Recent Trends in Exhaled Breath Diagnosis Using an Artificial Olfactory System

Abstract

Artificial olfactory systems are needed in various fields that require real-time monitoring, such as healthcare. This review introduces cases of detection of specific volatile organic compounds (VOCs) in a patient's exhaled breath and discusses trends in disease diagnosis technology development using artificial olfactory technology that analyzes exhaled human breath. We briefly introduce algorithms that classify patterns of odors (VOC profiles) and describe artificial olfactory systems based on nanosensors. On the basis of recently published research results, we describe the development trend of artificial olfactory systems based on the pattern-recognition gas sensor array technology and the prospects of application of this technology to disease diagnostic devices. Medical technologies that enable early monitoring of health conditions and early diagnosis of diseases are crucial in modern healthcare. By regularly monitoring health status, diseases can be prevented or treated at an early stage, thus increasing the human survival rate and reducing the overall treatment costs. This review introduces several promising technical fields with the aim of developing technologies that can monitor health conditions and diagnose diseases early by analyzing exhaled human breath in real time.

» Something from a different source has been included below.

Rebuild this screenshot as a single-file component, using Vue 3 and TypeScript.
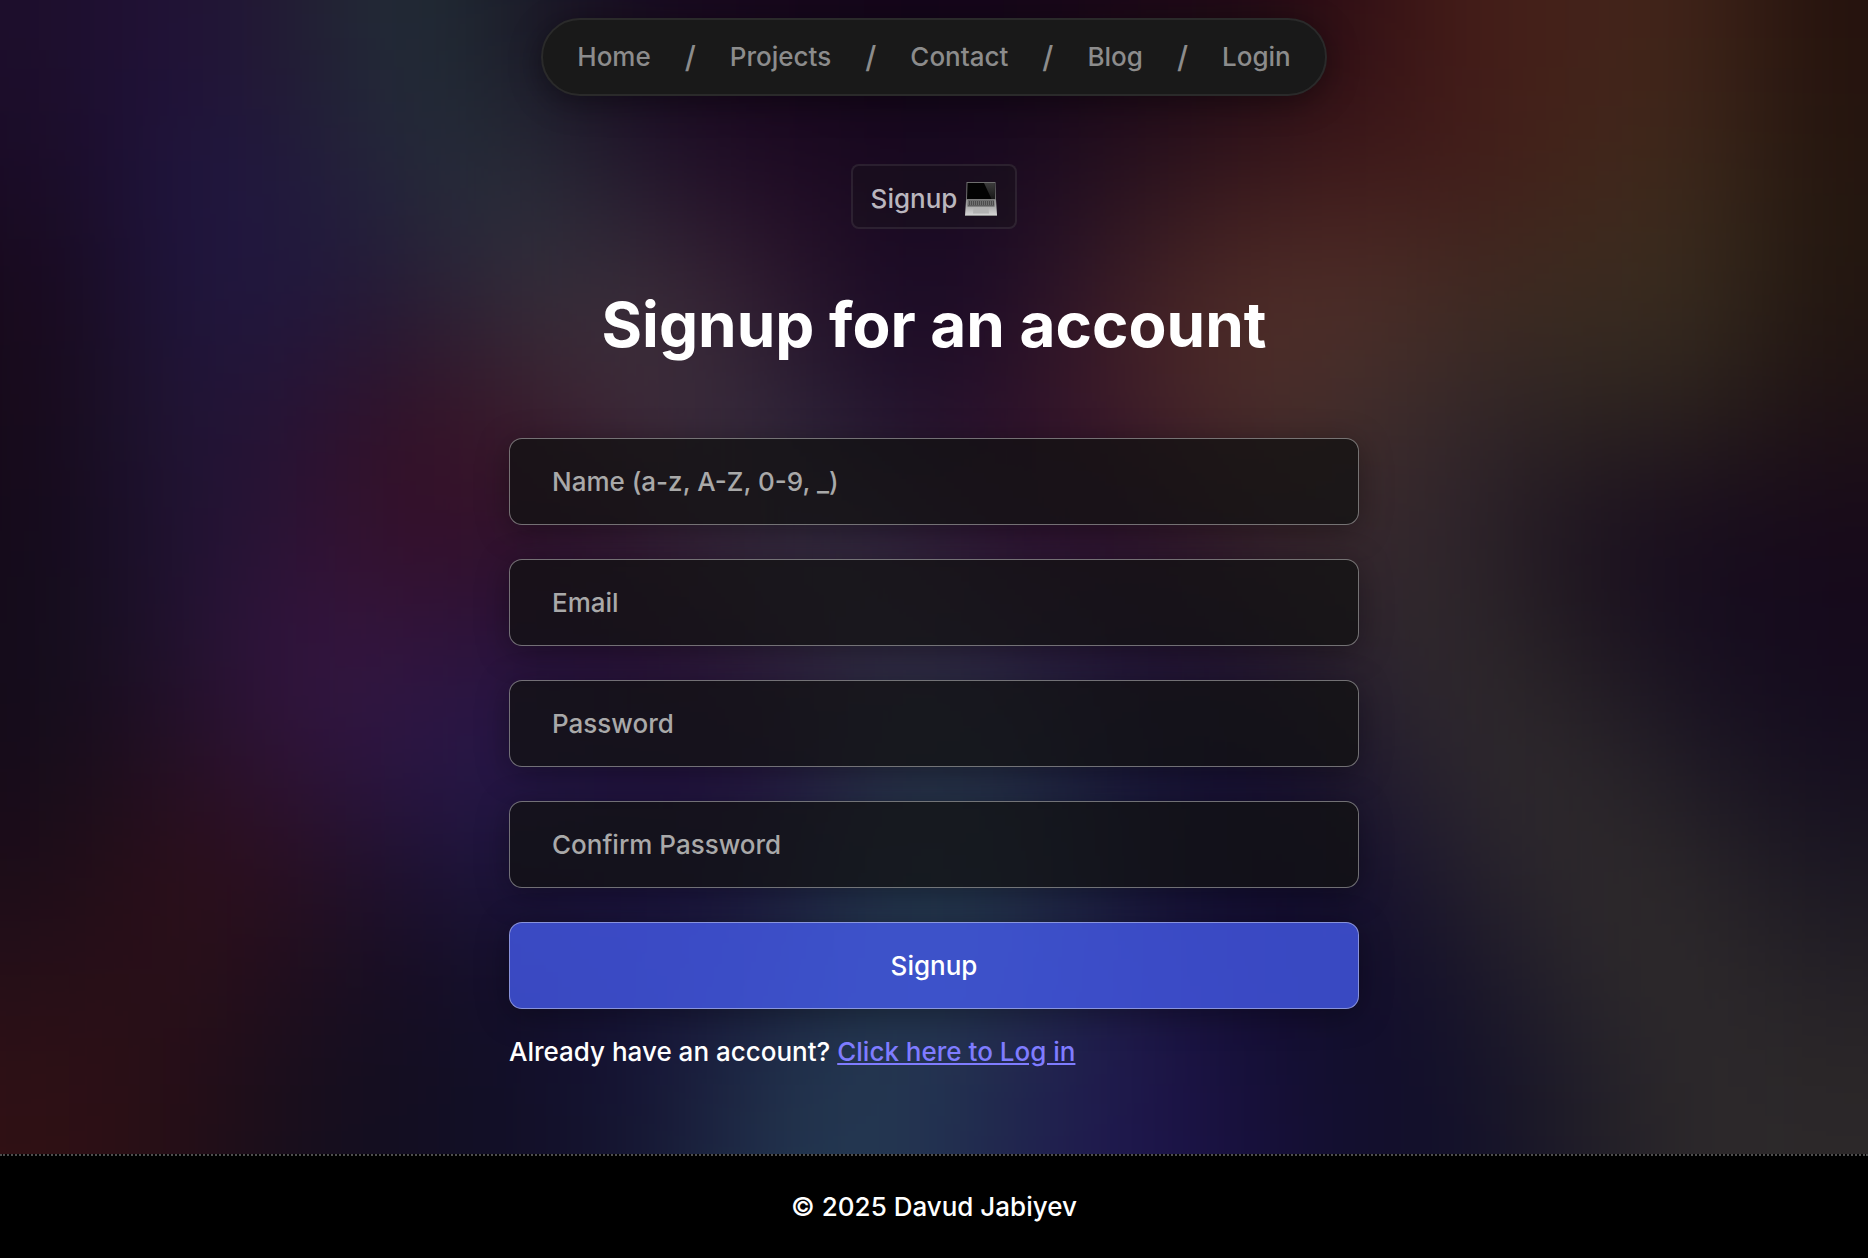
<script setup lang="ts">
import { ref } from 'vue'

interface Field {
  id: string
  type: string
  label: string
}

interface Cell {
  x: number
  y: number
  w: number
  h: number
  fill: string
}

const links: string[] = ['Home', 'Projects', 'Contact', 'Blog', 'Login']

const fields: Field[] = [
  { id: 'name', type: 'text', label: 'Name (a-z, A-Z, 0-9, _)' },
  { id: 'email', type: 'email', label: 'Email' },
  { id: 'password', type: 'password', label: 'Password' },
  { id: 'confirm', type: 'password', label: 'Confirm Password' },
]

const values = ref<Record<string, string>>({ name: '', email: '', password: '', confirm: '' })

// Colour mesh behind the page: one row of swatches per line, softened by a blur.
const mesh: string[] = [
  '1d0e2b 21123a 221a30 23323a 1a1a26 180a20 18081c 14061a 14061a 1c0818 1c0a16 300d14 461d18 43221a 42261a 24120d',
  '1a0b26 1f1542 22183c 24293a 29303a 22142c 200a26 190920 180a22 241020 35151b 401a1a 3f1a1a 43261a 3c2a1c 24160f',
  '180a1c 20153e 20183f 251b35 33303c 3b303a 331c2f 1a0a24 1c0b28 3a1c26 4f2c26 52302a 432c22 3b2b20 3a2e20 22160f',
  '170a1a 201638 261336 331226 3c1c2a 40303c 32283a 1c0f2a 281028 3f1a28 4d2c28 43302a 33262a 2e2622 2d241e 1e1214',
  '150a1a 1e1434 2b1234 380e24 30102a 341c30 383040 33283e 301030 2c102c 38202a 3a2a2e 2e242c 1c121e 180c1e 180a1a',
  '130c1a 201230 351442 33163a 26103a 2c1034 30203a 343044 302444 281438 241430 30262e 2f2a2c 20181f 160d20 150a1c',
  '150c1a 241024 30143a 2c164a 26184a 20143c 281040 283044 243046 1a1a3c 160f34 20182f 302a2e 2c282b 1c1724 150d1f',
  '1b0c18 2f0e18 2a0f20 1c1232 1e1640 1c123e 1e1a44 243a50 24364c 1a1c3c 120c30 140e30 241f2c 302b2c 2a2628 1a1622',
  '260f18 2b0f18 1f0e1e 150d22 120e2a 16123a 1c2040 243850 243450 201c4c 160f36 100c2c 161228 2a262b 2f2b2c 242026',
  '301014 260e16 170e1c 120e22 120f28 151432 20304a 253c54 20284c 201850 181040 120e2c 12102a 1e1b26 2e2a2b 2c2829',
]

const size = 100
const rows = mesh.length
const cols = mesh[0].split(' ').length

const cells: Cell[] = mesh.flatMap((line, r) =>
  line.split(' ').map((hex, c) => {
    const left = c === 0 ? -3 : c
    const right = c === cols - 1 ? cols + 3 : c + 1
    const top = r === 0 ? -3 : r
    const bottom = r === rows - 1 ? rows + 3 : r + 1
    return {
      x: left * size,
      y: top * size,
      w: (right - left) * size + 1,
      h: (bottom - top) * size + 1,
      fill: '#' + hex,
    }
  }),
)
</script>

<template>
  <div class="page">
    <div class="stage">
      <svg
        class="mesh"
        :viewBox="`0 0 ${cols * size} ${rows * size}`"
        preserveAspectRatio="none"
        aria-hidden="true"
      >
        <defs>
          <filter
            id="soften"
            filterUnits="userSpaceOnUse"
            x="-300"
            y="-300"
            :width="cols * size + 600"
            :height="rows * size + 600"
            color-interpolation-filters="sRGB"
          >
            <feGaussianBlur stdDeviation="60" />
          </filter>
        </defs>
        <g filter="url(#soften)">
          <rect
            v-for="(cell, i) in cells"
            :key="i"
            :x="cell.x"
            :y="cell.y"
            :width="cell.w"
            :height="cell.h"
            :fill="cell.fill"
          />
        </g>
      </svg>

      <header class="top">
        <nav class="nav">
          <template v-for="(link, i) in links" :key="link">
            <span v-if="i > 0" class="slash">/</span>
            <a href="#" class="nav-link">{{ link }}</a>
          </template>
        </nav>
      </header>

      <main class="content">
        <div class="badge">
          <span>Signup</span>
          <svg class="laptop" viewBox="0 0 32 34" aria-hidden="true">
            <defs>
              <linearGradient id="base" x1="0" y1="0" x2="0" y2="1">
                <stop offset="0" stop-color="#8b8b8b" />
                <stop offset="1" stop-color="#d6d6d6" />
              </linearGradient>
              <linearGradient id="glare" x1="0" y1="0" x2="0" y2="1">
                <stop offset="0" stop-color="#3c3c3c" />
                <stop offset="1" stop-color="#181818" />
              </linearGradient>
            </defs>
            <path d="M1.500 0H30.500L31 18H1Z" fill="#6e6e6e" />
            <path d="M2.500 1H29.500L30 17H2Z" fill="#030303" />
            <path d="M19 1H29.500L30 17H26.500Z" fill="url(#glare)" />
            <path d="M1 17.500H31L32 33.500H0Z" fill="url(#base)" />
            <path d="M3 18.500H29L29.500 24.500H2.500Z" fill="#4c4c4c" />
            <path
              d="M3 20H29M3 22H29M2.500 24H29.500"
              stroke="#959595"
              stroke-width="1"
              stroke-dasharray="1 1"
            />
            <path d="M8.500 26H23.500L24 31.500H8Z" fill="#b2b2b2" />
            <path d="M0 33H32V34H0Z" fill="#8e8e8e" />
          </svg>
        </div>

        <h1 class="title">Signup for an account</h1>

        <form class="form" @submit.prevent>
          <input
            v-for="field in fields"
            :id="field.id"
            :key="field.id"
            v-model="values[field.id]"
            class="control field"
            :type="field.type"
            :placeholder="field.label"
            :aria-label="field.label"
          />
          <button class="control submit" type="submit">Signup</button>
        </form>

        <p class="hint">Already have an account? <a href="#">Click here to Log in</a></p>
      </main>
    </div>

    <footer class="footer">© 2025 Davud Jabiyev</footer>
  </div>
</template>

<style>
body {
  margin: 0;
  background: #000;
}
</style>

<style scoped>
.page {
  display: flex;
  flex-direction: column;
  min-height: 100vh;
  font-family: Inter, "Liberation Sans", sans-serif;
  font-size: 26px;
  font-weight: 500;
  line-height: 36px;
  color: #fff;
}

.stage {
  position: relative;
  flex: 1;
  display: flex;
  flex-direction: column;
  align-items: center;
  box-sizing: border-box;
  padding: 18px 24px 0;
  overflow: hidden;
}

.mesh {
  position: absolute;
  inset: 0;
  width: 100%;
  height: 100%;
}

.top,
.content {
  position: relative;
}

.nav {
  display: flex;
  align-items: center;
  gap: 34px;
  box-sizing: border-box;
  height: 78px;
  padding: 0 34px;
  border: 2px solid #2a2a2a;
  border-radius: 39px;
  background: #191919;
  box-shadow: 0 6px 32px rgba(0, 0, 0, 0.4);
  color: #8c8c8c;
}

.nav-link {
  color: inherit;
  text-decoration: none;
}

.slash {
  font-size: 30px;
}

.content {
  display: flex;
  flex-direction: column;
  align-items: center;
  width: 100%;
  max-width: 850px;
}

.badge {
  display: flex;
  align-items: center;
  gap: 8px;
  box-sizing: border-box;
  height: 65px;
  margin-top: 68px;
  padding: 4px 18px 0;
  border: 2px solid rgba(255, 255, 255, 0.08);
  border-radius: 8px;
  background: rgba(24, 24, 24, 0.3);
  color: #bab6be;
}

.laptop {
  width: 32px;
  height: 34px;
}

.title {
  margin: 56px 0 73px;
  font-size: 62px;
  font-weight: 700;
  line-height: 80px;
  text-align: center;
}

.form {
  display: flex;
  flex-direction: column;
  gap: 34px;
  width: 100%;
}

.control {
  box-sizing: border-box;
  width: 100%;
  height: 87px;
  margin: 0;
  padding: 0 42px;
  border: 1px solid rgba(255, 255, 255, 0.4);
  border-radius: 13px;
  box-shadow: 0 6px 32px rgba(0, 0, 0, 0.35);
  font: inherit;
  color: #fff;
}

.field {
  background: rgba(18, 18, 18, 0.75);
}

.field::placeholder {
  color: #a9a9a9;
  opacity: 1;
}

.submit {
  background: rgba(70, 92, 240, 0.76);
}

.hint {
  align-self: flex-start;
  margin: 25px 0 84px;
}

.hint a {
  color: #7f7cff;
}

.footer {
  box-sizing: border-box;
  height: 104px;
  padding-top: 33px;
  border-top: 2px dotted #4d4d4d;
  background: #000;
  text-align: center;
}
</style>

Keywords: artificial olfactory system; electronic nose; exhaled breath diagnosis; gas sensor; health monitoring; volatile organic compounds.

Figure 1

Concept of an artificial nose (e-nose) system based on the olfactory perception pathway.

Figure 2

Metal–oxide nanomaterial-based electrochemical sensors. (a) Doped SnO₂ nanomaterial sensor for lung cancer diagnosis. Data reproduced from Ref. [101]. Copyrights ACS 2020. (b) Diabetes diagnosis model using polycrystalline WO₃ hemi-tube for H₂S, selective acetone detecting sensors. Data reproduced from Ref. [116]. Copyrights ACS 2013.

Figure 3

Metal-containing dye sensor array-type e-nose. (a) Suslick used strong chemical reactions such as “Lewis acid/base dyes (i.e., metal ion-containing dyes),” “Brønsted acidic or basic dyes (i.e., pH indicators),” and “dyes with large permanent dipoles (i.e., zwitterionic solvatochromic dyes).” Various types of sensor arrays were fabricated using the base dye (b) Electronic nose model that classifies various types of VOCs using the manufactured sensor array. (c) Exhalation analysis of lung cancer patients using the e-nose technology. The images (a,b) were adapted with permission from [130]. The image (c) was adapted with permission from [103].

Figure 4

Colorimetric sensor system using an M13 bacteriophage as a functional biomaterial [109]. Peptide-based bioreceptor materials can secure various peptide sequences with desired functional groups using the phage display technology. Filamentous bacteriophage material with a scale less than 1 μm has approximately 2700 pairs of functional proteins on its surface. Hence, it can be used as a highly sensitive bioreceptor material. The synthesis process is based on internal DNA genetic information, and high-purity mass production is possible with simple genetic modifications. Phage units produced by bacteria have the same structure of a certain size and, thus have liquid crystal properties. A self-assembled structure can be produced using a bacteriophage as a unit, and it has liquid crystal properties; therefore, a color matrix can be produced by creating light scattering at regular distances formed by the structure. Based on the principle that phage self-assembled structures change the surface structure in response to external stimuli, a highly sensitive colorimetric sensor can be manufactured. This technique is referred to as the phage litmus.

Figure 5

Bioinspired from neuronal pathway: Artificial intelligence algorithms. Deep learning technology based on the neuronal signal process. A structure that draws correct conclusions via iterative learning through activation functions called Sigmoid, Tanh, and ReLU. By applying ReLU to the inner hidden layer and by applying the sigmoid function in the last output layer, the accuracy is significantly increased.